A large number of South African engineers are leaving the country for jobs abroad.
Speaking to 702, Consulting Engineers SA CEO Christopher Campbell says that hundreds of his organisation’s members have left the country over the past three years.
“Between 2015 and 2018 there has been a decline of around 11% of professional staff, and during the same period there has been a decline of 17% for technical non-professional jobs,” he said.
Campbell says this is extremely worrying as engineering has been identified as one of the 10 scarcest skills in the country.
“Electrical engineers are sitting at number 6 (out of 10), civil engineers at 7 and mechanical engineers at 8.”
“If we take the relative numbers then historically it will be slanted by the number of civil engineers leaving which is one of the oldest disciplines, followed by electrical engineers. A lot would depend on the demand and opportunity that exists in other countries.
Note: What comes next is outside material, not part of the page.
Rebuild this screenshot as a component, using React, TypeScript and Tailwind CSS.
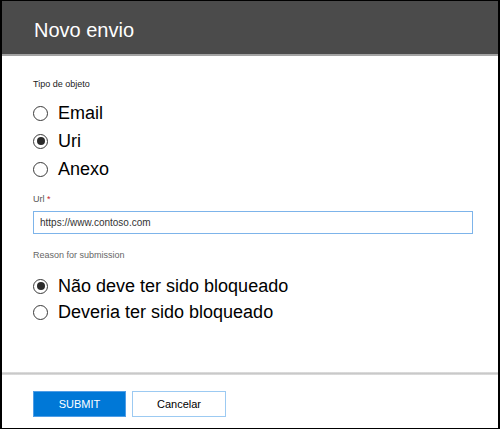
import { useState } from 'react'

const font = { fontFamily: '"Liberation Sans", Arial, sans-serif' }

function Radio({ label, checked, onSelect }: { label: string; checked: boolean; onSelect: () => void }) {
  return (
    <button
      type="button"
      onClick={onSelect}
      className="flex items-center gap-[10px] text-left"
    >
      <span className="flex h-[15px] w-[15px] flex-shrink-0 items-center justify-center rounded-full border-[1.5px] border-[#3a3a3a]">
        {checked && <span className="h-[8px] w-[8px] rounded-full bg-[#2b2b2b]" />}
      </span>
      <span className="text-[18px] leading-none text-black">{label}</span>
    </button>
  )
}

export default function App() {
  const [kind, setKind] = useState('uri')
  const [reason, setReason] = useState('fp')
  const [url, setUrl] = useState('https://www.contoso.com')

  return (
    <div
      style={font}
      className="flex h-[429px] w-[500px] flex-col border-x-2 border-t border-b border-black bg-white"
    >
      {/* Header */}
      <div className="flex h-[53px] flex-shrink-0 items-center bg-[#4b4b4b] pl-[32px] pt-[5px]">
        <span className="text-[20px] text-white">Novo envio</span>
      </div>
      <div className="h-[2px] flex-shrink-0 bg-[#a3a3a3]" />

      {/* Body */}
      <div className="flex flex-1 flex-col pl-[31px]">
        <div className="mt-[22px] h-[12px] text-[9px] leading-[12px] text-[#222]">Tipo de objeto</div>
        <div className="mt-[9px] flex flex-col">
          {[
            { id: 'email', label: 'Email' },
            { id: 'uri', label: 'Uri' },
            { id: 'anexo', label: 'Anexo' },
          ].map((o) => (
            <div key={o.id} className="flex h-[28px] items-center">
              <Radio label={o.label} checked={kind === o.id} onSelect={() => setKind(o.id)} />
            </div>
          ))}
        </div>

        <div className="mt-[10px] h-[12px] text-[9px] leading-[12px] text-[#555]">
          Url <span className="text-[#c4262e]">*</span>
        </div>
        <input
          value={url}
          onChange={(e) => setUrl(e.target.value)}
          style={font}
          className="mt-[6px] h-[23px] w-[440px] border border-[#7db4ea] px-[6px] text-[10px] text-[#333] outline-none"
        />

        <div className="mt-[15px] h-[12px] text-[9px] leading-[12px] text-[#666]">Reason for submission</div>
        <div className="mt-[12px] flex flex-col">
          {[
            { id: 'fp', label: 'Não deve ter sido bloqueado' },
            { id: 'fn', label: 'Deveria ter sido bloqueado' },
          ].map((o) => (
            <div key={o.id} className="flex h-[26px] items-center">
              <Radio label={o.label} checked={reason === o.id} onSelect={() => setReason(o.id)} />
            </div>
          ))}
        </div>
      </div>

      {/* Footer */}
      <div className="h-[3px] flex-shrink-0 bg-gradient-to-b from-[#e2e2e2] via-[#c9c9c9] to-[#e2e2e2]" />
      <div className="flex h-[53px] flex-shrink-0 items-start gap-[6px] pl-[31px] pt-[16px]">
        <button
          type="button"
          className="h-[26px] w-[93px] border border-[#4f9de6] bg-[#0078d7] text-[11px] text-white"
        >
          SUBMIT
        </button>
        <button
          type="button"
          className="h-[26px] w-[94px] border border-[#9ccaf2] bg-white text-[11px] text-black"
        >
          Cancelar
        </button>
      </div>
    </div>
  )
}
It’s an open secret that there are recruitment companies from Australia searching for engineers because their economy is on the growth path.”
Why are they leaving?
Campbell said that there are a number of reasons that engineers are leaving, including a number of major systemic issues.
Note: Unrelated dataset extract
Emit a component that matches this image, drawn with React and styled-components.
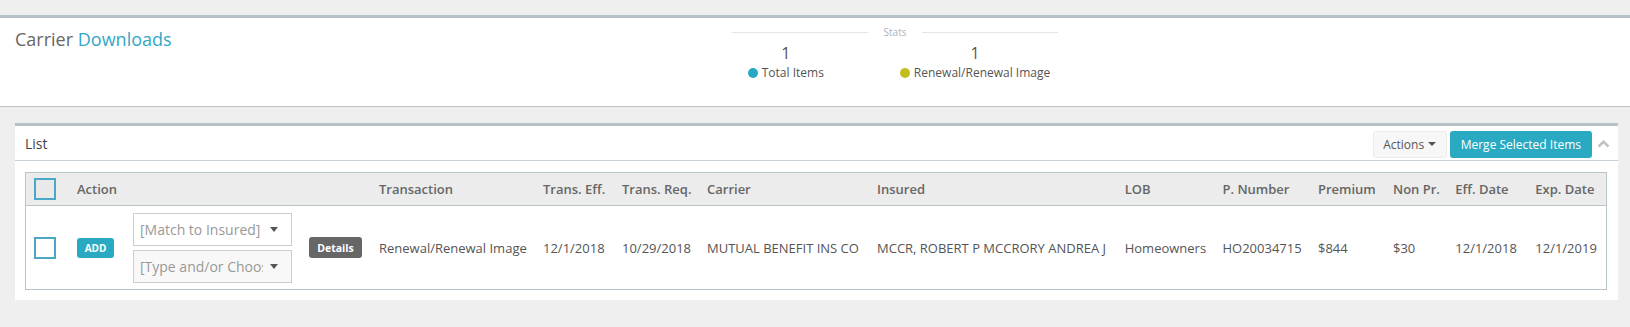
import React from 'react';
import styled, { createGlobalStyle } from 'styled-components';

const GlobalStyle = createGlobalStyle`
    body {
        margin: 0;
        background: #efefef;
        font-family: "Open Sans", "Liberation Sans", sans-serif;
    }
`;

const TEAL = '#2aaac2';

const HeaderBar = styled.div`
    margin-top: 15px;
    height: 92px;
    box-sizing: border-box;
    background: #fff;
    border-top: 3px solid #b5c0c7;
    border-bottom: 1px solid #b9c2c8;
    padding: 7px 15px 0;
    display: grid;
    grid-template-columns: 717px 326px;
    align-items: start;
`;

const Title = styled.div`
    margin-top: 2px;
    font-size: 18px;
    line-height: 24px;
    color: #666;
    span {
        color: #33a7c7;
    }
`;

const Stats = styled.div`
    display: flex;
    flex-direction: column;
`;

const Legend = styled.div`
    display: flex;
    align-items: center;
    gap: 16px;
    font-size: 10px;
    line-height: 14px;
    color: #a9b3ba;
    &::before, &::after {
        content: '';
        flex: 1;
        height: 1px;
        background: #e3e6e8;
    }
`;

const StatsRow = styled.div`
    margin-top: 4px;
    padding-left: 8px;
    display: flex;
    justify-content: center;
    gap: 76px;
`;

const StatItem = styled.div`
    display: flex;
    flex-direction: column;
    align-items: center;
`;

const StatValue = styled.div`
    font-size: 16px;
    line-height: 20px;
    color: #555;
`;

const StatLabel = styled.div`
    margin-top: 2px;
    display: flex;
    align-items: center;
    font-size: 12px;
    line-height: 16px;
    color: #555;
    white-space: nowrap;
`;

const Dot = styled.i`
    width: 10px;
    height: 10px;
    border-radius: 50%;
    margin-right: 4px;
    background: ${p => p.color};
`;

const ListPanel = styled.div`
    margin: 16px 12px 0 15px;
    background: #fff;
    border-top: 3px solid #b5c0c7;
    padding-bottom: 10px;
`;

const PanelHead = styled.div`
    height: 35px;
    box-sizing: border-box;
    border-bottom: 1px solid #c9d1d6;
    padding: 0 8px 0 10px;
    display: flex;
    align-items: center;
    justify-content: space-between;
`;

const PanelTitle = styled.div`
    font-size: 14px;
    color: #444;
`;

const Tools = styled.div`
    display: flex;
    align-items: center;
    gap: 3px;
    padding-top: 2px;
`;

const ActionsButton = styled.button`
    width: 74px;
    height: 27px;
    box-sizing: border-box;
    background: #f7f7f7;
    border: 1px solid #ececec;
    border-radius: 3px;
    font-family: inherit;
    font-size: 12px;
    color: #555;
    display: flex;
    align-items: center;
    justify-content: center;
    gap: 4px;
    padding: 0;
`;

const Caret = styled.i`
    width: 0;
    height: 0;
    border-left: 4px solid transparent;
    border-right: 4px solid transparent;
    border-top: ${p => p.size || 4}px solid #555;
`;

const MergeButton = styled.button`
    height: 27px;
    padding: 0 11px;
    background: ${TEAL};
    border: none;
    border-radius: 3px;
    font-family: inherit;
    font-size: 12px;
    color: #fff;
`;

const Collapse = styled.svg`
    margin-left: 2px;
    width: 13px;
    height: 8px;
`;

const Table = styled.div`
    margin: 11px 11px 0 10px;
    border: 1px solid #b9c4ca;
`;

// column starts follow the header labels of the list
const COLS = '51px 56px 176px 70px 164px 79px 85px 170px 247.7px 97.8px 95.5px 75px 62.3px 80px 1fr';

const HeadRow = styled.div`
    display: grid;
    grid-template-columns: ${COLS};
    align-items: center;
    height: 33px;
    box-sizing: border-box;
    background: #ececec;
    border-bottom: 1px solid #b9c4ca;
    font-size: 13px;
    font-weight: 600;
    color: #666;
    white-space: nowrap;
`;

const BodyRow = styled.div`
    display: grid;
    grid-template-columns: ${COLS};
    align-items: center;
    height: 83px;
    font-size: 13px;
    color: #555;
    white-space: nowrap;
`;

const Cell = styled.div``;

const CheckCell = styled.div`
    padding-left: 8px;
    display: flex;
`;

const Check = styled.span`
    width: 22px;
    height: 22px;
    box-sizing: border-box;
    border: 2px solid #4aa7c8;
    background: ${p => p.fill || '#fff'};
`;

const AddButton = styled.span`
    display: inline-flex;
    align-items: center;
    justify-content: center;
    width: 37px;
    height: 20px;
    border-radius: 3px;
    background: ${TEAL};
    color: #fff;
    font-size: 10px;
    font-weight: 700;
`;

const DetailsButton = styled.span`
    display: inline-flex;
    align-items: center;
    justify-content: center;
    width: 53px;
    height: 21px;
    border-radius: 3px;
    background: #666;
    color: #fff;
    font-size: 10.5px;
    font-weight: 700;
`;

const Selects = styled.div`
    display: flex;
    flex-direction: column;
    gap: 4px;
`;

const Select = styled.div`
    width: 159px;
    height: 33px;
    box-sizing: border-box;
    border: 1px solid #c6cfd4;
    background: ${p => p.bg || '#fff'};
    padding: 0 13px 0 6px;
    display: flex;
    align-items: center;
    font-size: 14px;
    color: #999;
`;

const SelectText = styled.span`
    flex: 1;
    overflow: hidden;
    white-space: nowrap;
    margin-right: 7px;
`;

const headers = ['Transaction', 'Trans. Eff.', 'Trans. Req.', 'Carrier', 'Insured', 'LOB', 'P. Number', 'Premium', 'Non Pr.', 'Eff. Date', 'Exp. Date'];

const row = [
    'Renewal/Renewal Image',
    '12/1/2018',
    '10/29/2018',
    'MUTUAL BENEFIT INS CO',
    'MCCR, ROBERT P MCCRORY ANDREA J',
    'Homeowners',
    'HO20034715',
    '$844',
    '$30',
    '12/1/2018',
    '12/1/2019',
];

const App = () => {
    return (
        <>
            <GlobalStyle />
            <HeaderBar>
                <Title>Carrier <span>Downloads</span></Title>
                <Stats>
                    <Legend>Stats</Legend>
                    <StatsRow>
                        <StatItem>
                            <StatValue>1</StatValue>
                            <StatLabel><Dot color="#27a9c4" />Total Items</StatLabel>
                        </StatItem>
                        <StatItem>
                            <StatValue>1</StatValue>
                            <StatLabel><Dot color="#c3bd1d" />Renewal/Renewal Image</StatLabel>
                        </StatItem>
                    </StatsRow>
                </Stats>
            </HeaderBar>

            <ListPanel>
                <PanelHead>
                    <PanelTitle>List</PanelTitle>
                    <Tools>
                        <ActionsButton>Actions <Caret /></ActionsButton>
                        <MergeButton>Merge Selected Items</MergeButton>
                        <Collapse viewBox="0 0 13 8">
                            <polyline points="1.5,6.5 6.5,1.8 11.5,6.5" fill="none" stroke="#c2c2c2" strokeWidth="2.6" />
                        </Collapse>
                    </Tools>
                </PanelHead>

                <Table>
                    <HeadRow>
                        <CheckCell><Check fill="#e9e9e9" /></CheckCell>
                        <Cell>Action</Cell>
                        <Cell />
                        <Cell />
                        {headers.map(h => <Cell key={h}>{h}</Cell>)}
                    </HeadRow>
                    <BodyRow>
                        <CheckCell><Check /></CheckCell>
                        <Cell><AddButton>ADD</AddButton></Cell>
                        <Cell>
                            <Selects>
                                <Select>
                                    <SelectText>[Match to Insured]</SelectText>
                                    <Caret size={5} />
                                </Select>
                                <Select bg="#f8f8f8">
                                    <SelectText>[Type and/or Choose]</SelectText>
                                    <Caret size={5} />
                                </Select>
                            </Selects>
                        </Cell>
                        <Cell><DetailsButton>Details</DetailsButton></Cell>
                        {row.map((text, i) => <Cell key={i}>{text}</Cell>)}
                    </BodyRow>
                </Table>
            </ListPanel>
        </>
    );
};

export default App;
These issues mean that people don’t want to go into engineering as a profession, while people who are already qualified engineers no longer want to remain in the profession, he said.
“The public sector seems to insist on hiring engineers at the lowest cost and we don’t equate that with the output of what we get out of that.”
He added that this problem also impacted the private sector.
“The value which is attributed to the service offered by professional engineers has been so commoditised that I may find situations where a client asks me to discount my fee.
“We don’t do that in the medical profession, we don’t do that in the legal profession and we should never do that in the engineering profession.”
He added that while the public sector may pay high salaries to retain engineers, these engineers often do not have the necessary level of skills to work in this sector.
This has been exacerbated by a lack of mentors and senior members in the industry.
According to a report released by the South African Institution Of Civil Engineering (SAICE), despite 68% of engineering professionals indicated a willingness to work in the public sector, specific issues remain that prevent engineering professionals from joining the public sector.
- Over-politicisation of infrastructure departments;
- Diminished decision making roles of technocrats;
- Lack of systems, processes and structures for efficient administration;
- Lack of training, development and career paths;
- Unwarranted interference of HR and Finance divisions in the work of infrastructure engineering professionals.
“While government continually speaks of its commitment to the National Development Plan, the professionalisation of the public sector and placing emphasis on job creation and infrastructure development, there’s been virtually no positive outcome of this commitment,” the SAICE said.
SAICE acting CEO Steven Kaplan said that the brain drain happening in the industry is devastating, and is costing the country a lot of money and resources to produce world-class engineers, only to lose them because they can’t find work.
He said this happening in a country where they’re needed the most is a travesty.